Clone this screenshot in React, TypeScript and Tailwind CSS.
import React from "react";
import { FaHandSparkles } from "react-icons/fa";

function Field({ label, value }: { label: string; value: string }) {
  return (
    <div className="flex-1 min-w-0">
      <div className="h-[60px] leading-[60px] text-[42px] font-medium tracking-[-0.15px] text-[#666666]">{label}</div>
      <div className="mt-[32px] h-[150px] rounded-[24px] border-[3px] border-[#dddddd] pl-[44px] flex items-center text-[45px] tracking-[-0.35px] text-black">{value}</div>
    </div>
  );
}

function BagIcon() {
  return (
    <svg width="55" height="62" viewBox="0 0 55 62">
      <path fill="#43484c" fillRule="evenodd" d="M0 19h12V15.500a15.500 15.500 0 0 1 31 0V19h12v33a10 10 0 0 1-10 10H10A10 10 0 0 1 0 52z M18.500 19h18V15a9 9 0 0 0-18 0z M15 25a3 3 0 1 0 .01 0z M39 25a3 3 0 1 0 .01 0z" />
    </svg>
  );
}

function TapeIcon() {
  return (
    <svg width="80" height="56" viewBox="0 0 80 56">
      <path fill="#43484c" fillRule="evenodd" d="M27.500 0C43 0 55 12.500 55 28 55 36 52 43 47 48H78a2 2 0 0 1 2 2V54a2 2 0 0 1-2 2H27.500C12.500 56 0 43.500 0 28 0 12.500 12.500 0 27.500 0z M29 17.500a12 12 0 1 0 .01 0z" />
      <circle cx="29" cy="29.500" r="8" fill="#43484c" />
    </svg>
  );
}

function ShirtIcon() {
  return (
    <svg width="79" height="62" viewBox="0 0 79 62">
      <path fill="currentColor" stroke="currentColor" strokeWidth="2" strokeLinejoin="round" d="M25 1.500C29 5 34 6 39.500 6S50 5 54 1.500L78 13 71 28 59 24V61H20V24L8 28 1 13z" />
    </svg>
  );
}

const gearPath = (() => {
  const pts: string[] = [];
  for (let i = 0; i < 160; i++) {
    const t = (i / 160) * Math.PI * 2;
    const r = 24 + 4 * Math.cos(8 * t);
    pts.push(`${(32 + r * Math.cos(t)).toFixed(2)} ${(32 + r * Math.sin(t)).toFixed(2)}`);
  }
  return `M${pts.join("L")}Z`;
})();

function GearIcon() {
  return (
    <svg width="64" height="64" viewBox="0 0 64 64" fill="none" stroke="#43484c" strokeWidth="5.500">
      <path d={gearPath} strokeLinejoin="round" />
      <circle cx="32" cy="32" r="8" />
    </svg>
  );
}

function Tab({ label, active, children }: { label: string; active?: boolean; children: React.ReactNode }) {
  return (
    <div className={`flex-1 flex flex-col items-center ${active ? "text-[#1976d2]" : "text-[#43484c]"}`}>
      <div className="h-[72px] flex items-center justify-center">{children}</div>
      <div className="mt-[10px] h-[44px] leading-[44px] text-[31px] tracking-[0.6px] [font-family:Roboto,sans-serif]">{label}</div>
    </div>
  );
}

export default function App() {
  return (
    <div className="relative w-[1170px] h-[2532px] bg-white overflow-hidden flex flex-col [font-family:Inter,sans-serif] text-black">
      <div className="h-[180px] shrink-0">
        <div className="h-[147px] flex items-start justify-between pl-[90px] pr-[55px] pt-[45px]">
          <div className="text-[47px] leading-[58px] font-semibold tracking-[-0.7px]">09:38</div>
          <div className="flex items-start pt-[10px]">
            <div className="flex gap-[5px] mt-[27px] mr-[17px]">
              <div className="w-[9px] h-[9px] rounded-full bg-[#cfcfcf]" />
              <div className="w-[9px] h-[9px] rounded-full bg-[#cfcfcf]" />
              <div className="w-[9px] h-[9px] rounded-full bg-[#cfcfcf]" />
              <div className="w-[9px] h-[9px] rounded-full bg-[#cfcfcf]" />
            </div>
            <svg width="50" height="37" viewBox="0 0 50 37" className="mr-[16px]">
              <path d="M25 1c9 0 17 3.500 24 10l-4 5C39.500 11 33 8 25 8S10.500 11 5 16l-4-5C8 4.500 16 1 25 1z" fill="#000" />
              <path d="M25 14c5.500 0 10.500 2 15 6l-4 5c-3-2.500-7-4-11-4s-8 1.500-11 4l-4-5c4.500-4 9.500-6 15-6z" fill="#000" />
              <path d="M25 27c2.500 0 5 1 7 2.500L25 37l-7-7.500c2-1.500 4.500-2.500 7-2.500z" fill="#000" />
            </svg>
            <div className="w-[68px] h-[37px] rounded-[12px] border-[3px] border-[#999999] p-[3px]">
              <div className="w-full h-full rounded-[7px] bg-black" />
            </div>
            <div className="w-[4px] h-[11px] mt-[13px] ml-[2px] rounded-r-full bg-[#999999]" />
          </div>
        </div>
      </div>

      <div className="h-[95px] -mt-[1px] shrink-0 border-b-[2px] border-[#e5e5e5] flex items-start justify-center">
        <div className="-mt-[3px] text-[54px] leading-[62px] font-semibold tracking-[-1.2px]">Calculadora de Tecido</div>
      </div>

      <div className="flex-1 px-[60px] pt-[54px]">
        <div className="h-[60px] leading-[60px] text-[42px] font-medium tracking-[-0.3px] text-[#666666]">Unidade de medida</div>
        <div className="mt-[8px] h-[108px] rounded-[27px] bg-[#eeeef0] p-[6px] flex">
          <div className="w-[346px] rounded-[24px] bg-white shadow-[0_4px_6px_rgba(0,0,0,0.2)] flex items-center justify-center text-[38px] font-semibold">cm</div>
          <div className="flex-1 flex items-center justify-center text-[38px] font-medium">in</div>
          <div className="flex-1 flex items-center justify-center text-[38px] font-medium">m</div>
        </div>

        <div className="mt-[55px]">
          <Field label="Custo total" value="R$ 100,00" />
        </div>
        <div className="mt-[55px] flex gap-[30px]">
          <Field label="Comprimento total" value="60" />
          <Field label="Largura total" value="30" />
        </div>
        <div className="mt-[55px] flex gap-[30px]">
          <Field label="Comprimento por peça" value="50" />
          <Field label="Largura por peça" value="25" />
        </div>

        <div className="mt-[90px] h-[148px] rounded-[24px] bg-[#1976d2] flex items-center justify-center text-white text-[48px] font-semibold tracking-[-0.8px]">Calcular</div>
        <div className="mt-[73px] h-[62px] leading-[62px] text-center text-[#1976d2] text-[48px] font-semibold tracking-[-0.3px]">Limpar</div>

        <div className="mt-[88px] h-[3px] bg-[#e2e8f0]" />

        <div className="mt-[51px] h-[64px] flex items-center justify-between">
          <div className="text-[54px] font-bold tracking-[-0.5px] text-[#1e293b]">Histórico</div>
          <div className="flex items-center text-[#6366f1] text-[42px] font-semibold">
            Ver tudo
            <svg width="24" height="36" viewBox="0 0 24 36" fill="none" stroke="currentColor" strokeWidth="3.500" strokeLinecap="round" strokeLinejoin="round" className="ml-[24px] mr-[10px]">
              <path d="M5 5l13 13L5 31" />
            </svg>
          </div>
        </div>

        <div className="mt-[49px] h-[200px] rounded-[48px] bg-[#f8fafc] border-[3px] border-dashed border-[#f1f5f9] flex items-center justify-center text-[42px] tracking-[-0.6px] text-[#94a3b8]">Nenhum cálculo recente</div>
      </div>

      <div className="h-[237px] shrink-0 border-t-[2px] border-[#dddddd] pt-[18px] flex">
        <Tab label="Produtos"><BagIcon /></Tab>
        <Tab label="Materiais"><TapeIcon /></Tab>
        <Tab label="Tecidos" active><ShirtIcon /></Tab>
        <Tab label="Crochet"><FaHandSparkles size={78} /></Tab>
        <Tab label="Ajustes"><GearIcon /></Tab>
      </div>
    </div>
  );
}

...

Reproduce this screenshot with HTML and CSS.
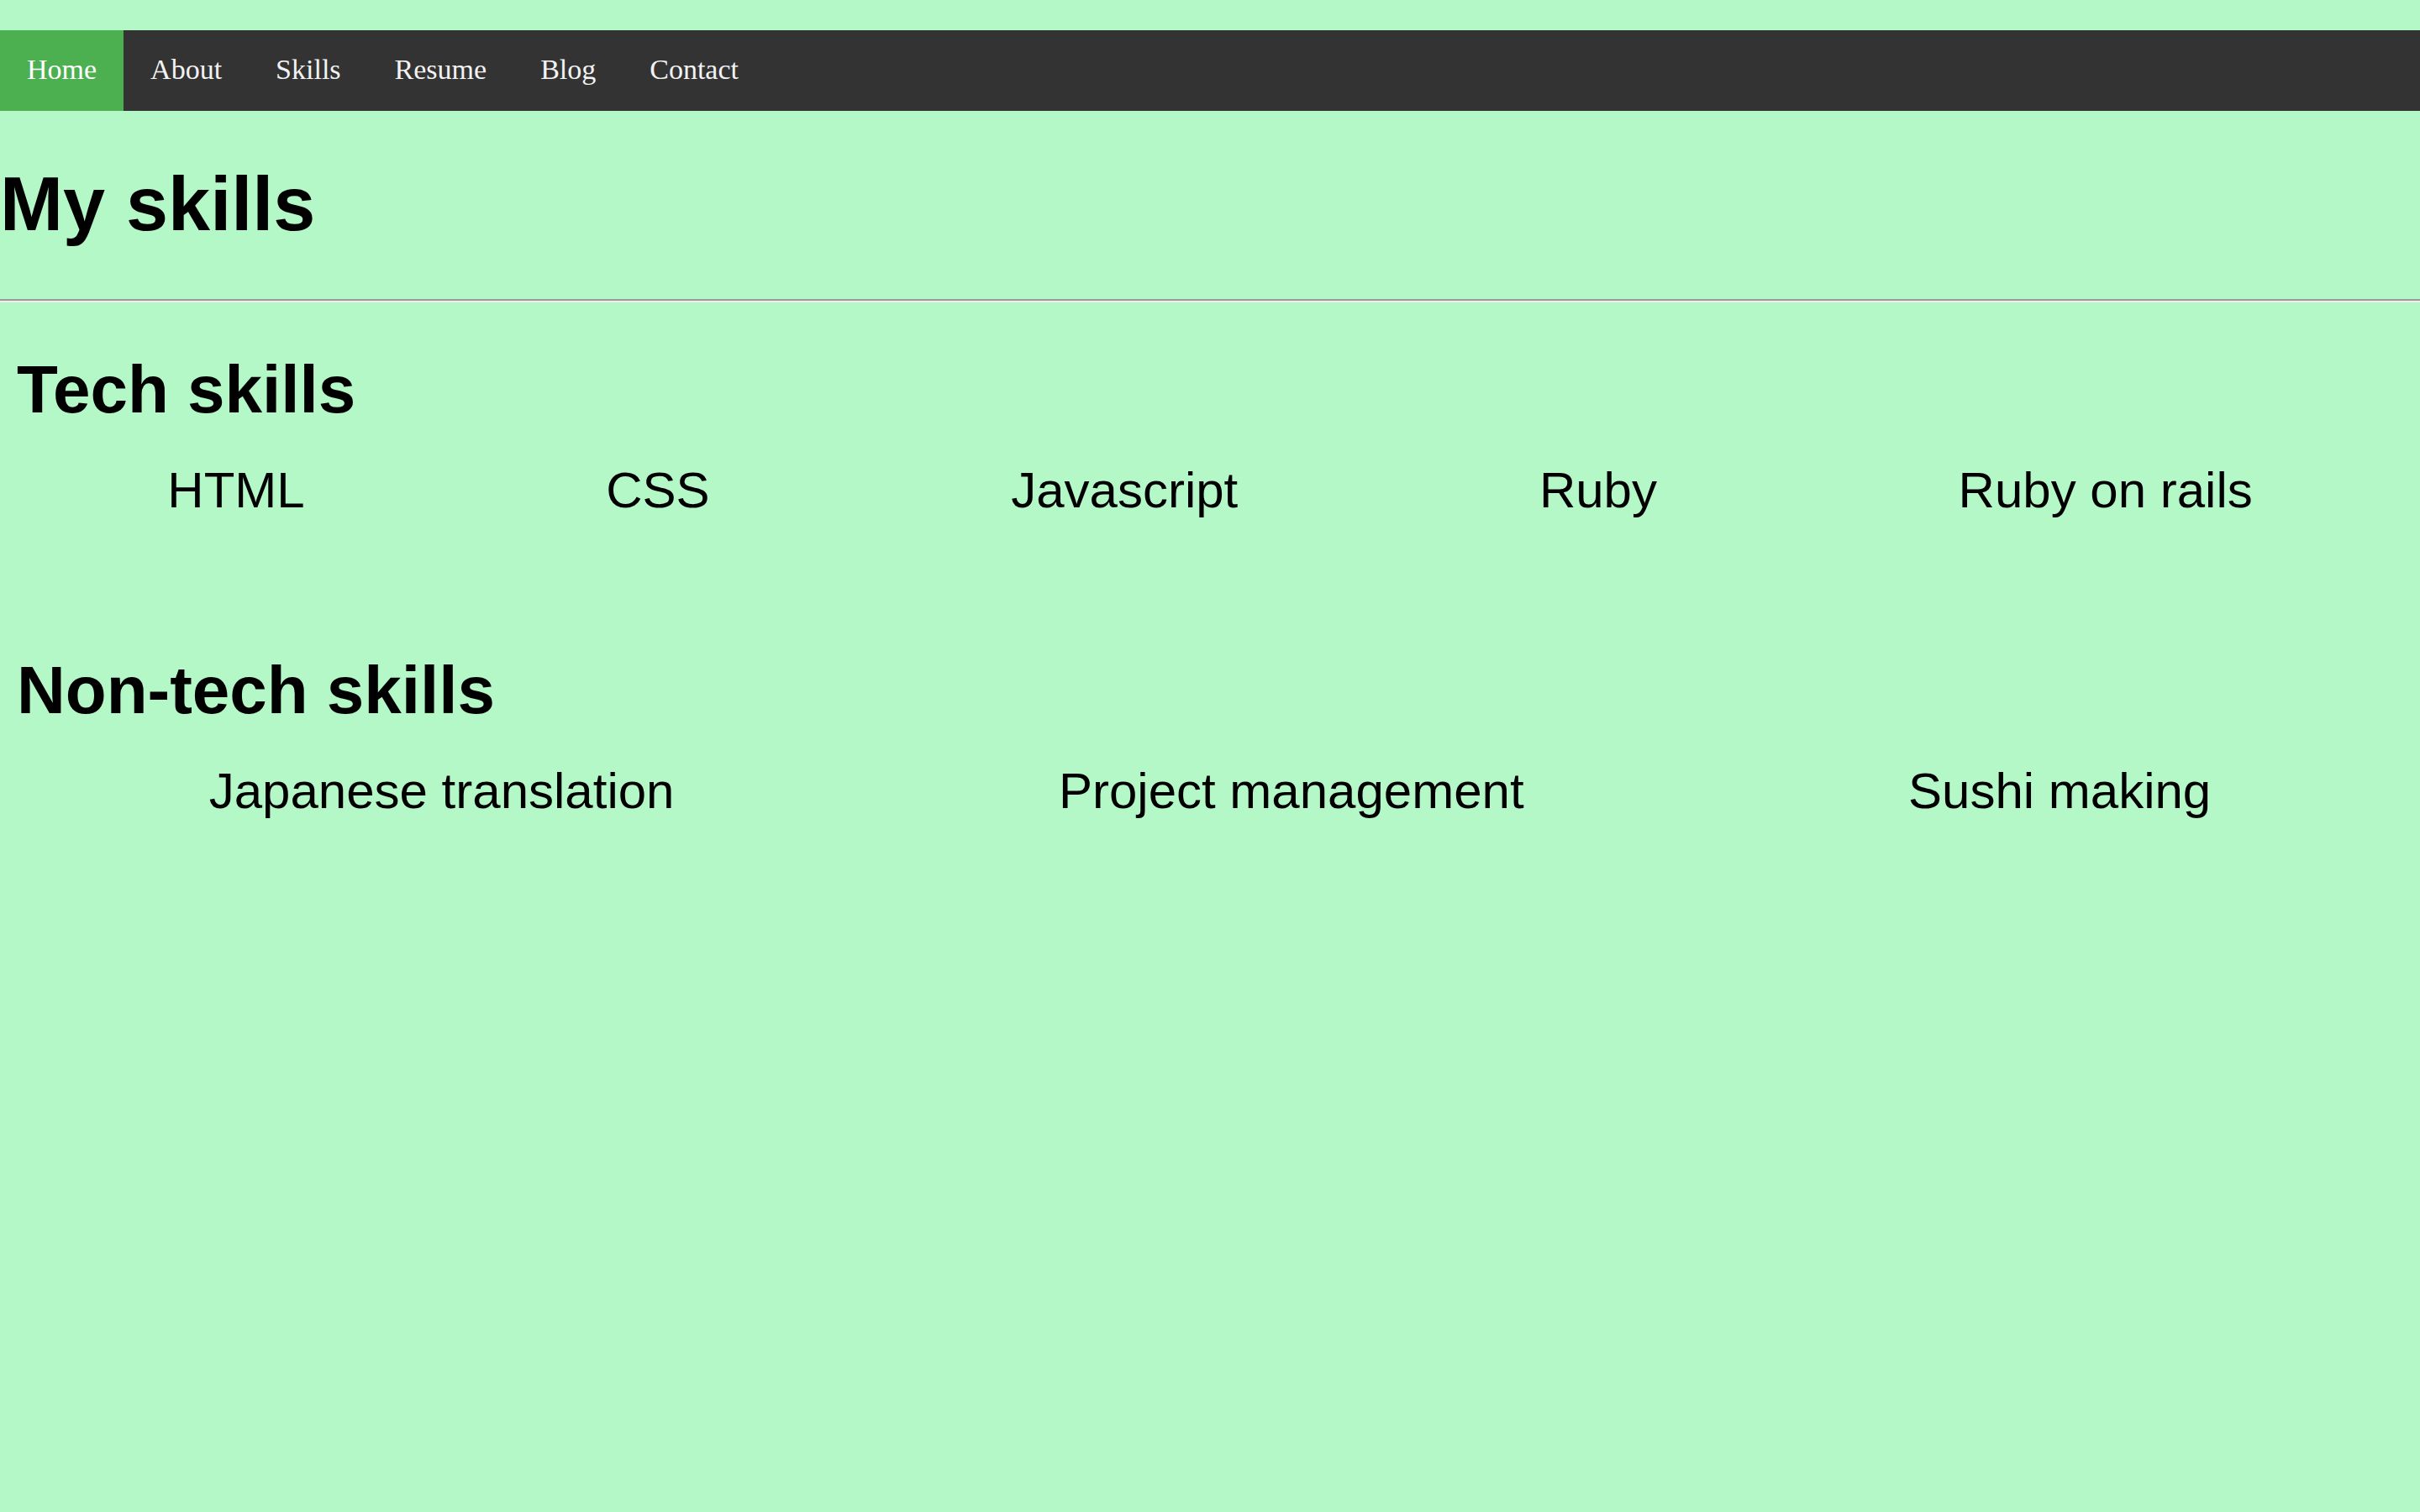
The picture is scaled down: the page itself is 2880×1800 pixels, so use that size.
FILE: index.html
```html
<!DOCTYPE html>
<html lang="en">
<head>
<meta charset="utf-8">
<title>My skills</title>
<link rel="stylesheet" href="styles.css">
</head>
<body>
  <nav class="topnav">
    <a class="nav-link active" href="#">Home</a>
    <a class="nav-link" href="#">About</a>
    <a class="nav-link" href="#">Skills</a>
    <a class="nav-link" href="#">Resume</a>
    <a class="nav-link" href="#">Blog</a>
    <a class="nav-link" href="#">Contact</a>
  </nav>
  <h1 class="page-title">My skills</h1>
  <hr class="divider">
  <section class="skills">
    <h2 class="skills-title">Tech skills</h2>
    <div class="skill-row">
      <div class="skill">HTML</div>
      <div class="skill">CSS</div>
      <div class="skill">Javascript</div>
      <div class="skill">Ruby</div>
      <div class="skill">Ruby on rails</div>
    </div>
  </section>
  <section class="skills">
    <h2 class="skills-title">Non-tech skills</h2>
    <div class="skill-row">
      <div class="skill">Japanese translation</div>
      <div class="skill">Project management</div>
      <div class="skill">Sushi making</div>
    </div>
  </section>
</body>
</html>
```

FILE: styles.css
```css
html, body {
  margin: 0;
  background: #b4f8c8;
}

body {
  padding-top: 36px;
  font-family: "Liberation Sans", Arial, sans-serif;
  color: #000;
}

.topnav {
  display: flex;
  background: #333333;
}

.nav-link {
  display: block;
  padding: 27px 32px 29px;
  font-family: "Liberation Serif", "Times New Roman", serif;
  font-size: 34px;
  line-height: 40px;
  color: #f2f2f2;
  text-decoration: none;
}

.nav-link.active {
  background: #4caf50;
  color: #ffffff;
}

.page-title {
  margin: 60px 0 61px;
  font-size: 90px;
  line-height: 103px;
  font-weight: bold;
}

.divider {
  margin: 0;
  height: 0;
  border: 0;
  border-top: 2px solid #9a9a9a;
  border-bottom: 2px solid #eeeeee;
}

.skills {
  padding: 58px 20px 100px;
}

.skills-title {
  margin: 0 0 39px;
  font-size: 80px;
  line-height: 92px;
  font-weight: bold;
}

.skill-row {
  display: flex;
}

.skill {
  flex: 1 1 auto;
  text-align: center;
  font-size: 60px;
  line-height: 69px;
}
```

Written request → Report how many lines of the records above contain the word "page", giving only the number.

Answer → 3